Normally in films the audience has to wait five minutes to suck us in, but instead Nowhere Boy ‘wows’ us in the beginning with its cinematography, and we have director Sam Taylor-Wood and cinematographer Seamus McGravey to thank for that. This is the fifties, after all. I also kept imagining the film in black and white because of the photographic quality of the shots. Yet colour fits better in capturing the bright, breezy energy of a much younger John Lennon (Aaron Johnson). The film depicts beauty without making its contemplation necessary, since the audience follows a rebellious schoolboy around his hometown at the same time.

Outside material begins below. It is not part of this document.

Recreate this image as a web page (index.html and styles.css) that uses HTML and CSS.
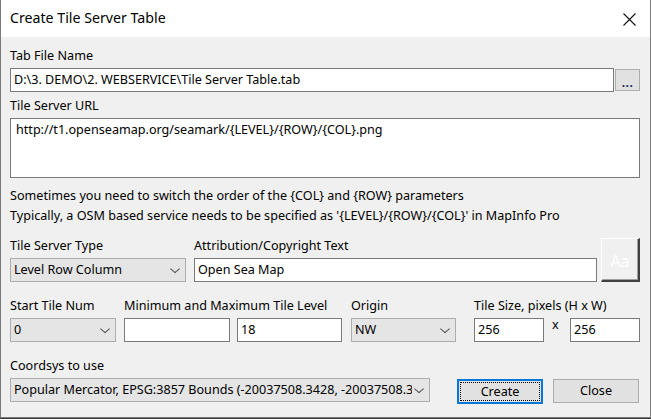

Then comes characters with emotional resonance and dimension. John is funny, selfish and gives and gets love unconventionally. The darkness within his cheery mother Julia (Anne-Marie Duff) appears within her first real encounter of her son in years, as Duff’s  impresses with her characterization of Julia as a broken vessel of repression. John’s aunt and guardian Mimi (Kristin Scott Thomas) is stern while trying to please a teenager who sometimes takes her for granted. All three powerfully contend with changing allegiances, portraying human irrationality brought on by love without making their characters seem inconsistent.

I also like how they can sometimes miss other characters’ cues. When John’s new friend and band mate Paul McCartney (Thomas Brodie-Sangster) talks about how the latter’s mother ‘would have loved’ his music, he doesn’t at first understand what he’s hinting at. Or when Paul plays the banjo in a solemn gathering at Julia’s house. The script perfectly captures the fragmented relationships. The young (and young at heart like Julia) who have strong feeling and angry impulses, innocent, sometimes ignorant about others which, thankfully, doesn’t stop them from trying to connect with each other.

Lastly, this movie is secretly about the 80’s, or what might have influenced English-speaking culture decades later from the film’s setting, although I don’t really have enough space here to explain that. Of course, it was interesting to watch John dressing up like Elvis or Buddy Holly. The British borrow from American rock ‘n’ roll icons, and as we watch this film we remember that it shows the first stop to John and Paul’s evolution, their sound and look changing within and after their seminal band’s run.